Woody Allen says 'well-meaning but foolish' actors who now denounce him are 'persecuting a perfectly innocent person and they're enabling this lie'
Woody Allen says actors who have distanced themselves from his films — a list which includes the likes of Colin Firth, Kate Winslet and Timothée Chalamet — are "well-meaning but foolish."
"All they're doing is, they're persecuting a perfectly innocent person and they're enabling this lie," the 85-year-old director says in a rare interview with CBS Sunday Morning's Lee Cowan taped in July 2020 at Allen's Manhattan home. The televised interview, billed as the first that Allen has given for U.S. audiences in nearly 30 years, aired this Sunday as a CBS exclusive on Paramount Plus alongside a 2018 Gayle King interview with his adopted daughter, Dylan Farrow.

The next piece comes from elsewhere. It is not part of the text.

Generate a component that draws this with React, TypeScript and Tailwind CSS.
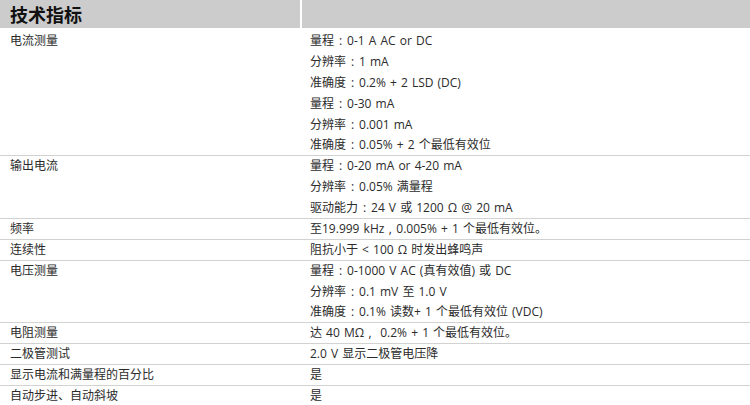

The interview's airing comes two weeks after the conclusion of the four-part HBO Max docuseries Allen v. Farrow, which covered allegations that Allen molested then-7-year-old Dylan in 1992 amid a heated custody battle with ex-girlfriend Mia Farrow. Allen and Farrow, who starred in 13 of his films, split after she discovered his relationship with her then-21-year-old adopted daughter, Soon-Yi Previn, to whom Allen has been married since 1997.
Allen and Previn have called the series a "hatchet job riddled with falsehoods," so it's little surprise that the filmmaker maintains his innocence in the face of Dylan's claims.
"There was no logic to it on the face of it," he tells Cowan, who admitted to viewers at the top of the show that CBS had been torn over whether or not to run the interview. "Why would a guy who's 57 years old... I never was accused of anything in my life, I'm suddenly going to drive up a contentious custody fight?" he stammered. "Mia's country home, a 7-year-old girl... I didn't think it required any investigation even."
He continued, "It's so preposterous, and yet the smear has remained and they still prefer to cling to, if not the notion that I molested Dylan, the possibility that I molested her. Nothing that I ever did with women in my life could be misconstrued as that."
Though he hasn't seen her since the allegations went public, Allen told Cowan he'd like to speak with a now-35 -year-old Dylan about her memories of being molested. Allen added that he believes his adopted daughter believes the claims against him — presumably suggesting that she's been misled.
"I believe that she thinks it," he shared. "She was a good kid and I believe that she thinks it. I do not believe that she's making it up. I don't believe she's lying. I believe she believes that."
The Oscar winner also defended his marriage to Soon-Yi — which he called "the deepest relationship of my life" — which sparked controversy but because of their 35-year age difference as well as her connection to his then-longtime girlfriend, Farrow.
"I would say, the many women I've dated in my life — many women — they were all what the appropriate police would call appropriate, age appropriate," he said. "Diane Keaton, Mia Farrow, [second wife] Louise Lasser, my first wife... until Soon-Yi, which is unusual for me.
"If you had told me that I was going to wind up married — happily married — to an Asian woman, much younger than me, not in show business, I would have said, 'Well, the odds of that are very slim. I don't think you're going to be right.' But that's what happened."
Calling his relationship with Soon-Yi "the most natural thing in the world," he explained why it "didn't me pause" that he was seeing his girlfriend's adopted daughter.
"I never slept at Mia's house in all the years I went out with her," Allen told Cowan. "We had a relationship but there was never gonna be a marital relationship... It got to be a relationship of convenience after a while."
He did acknowledge that "the last thing in the world that anybody wanted was to hurt anybody's feelings. What we wanted to do was to eventually make it known that we had a relationship."
Farrow finding nude photos of her daughter meant that "it got known before we were ready to make it known," however.
He pointed to his family life with Soon-Yi, with whom he shares two adopted daughters now in their 20s, as proof of his innocence.
"They don't give two baby girls to someone they think is a pedophile," he said.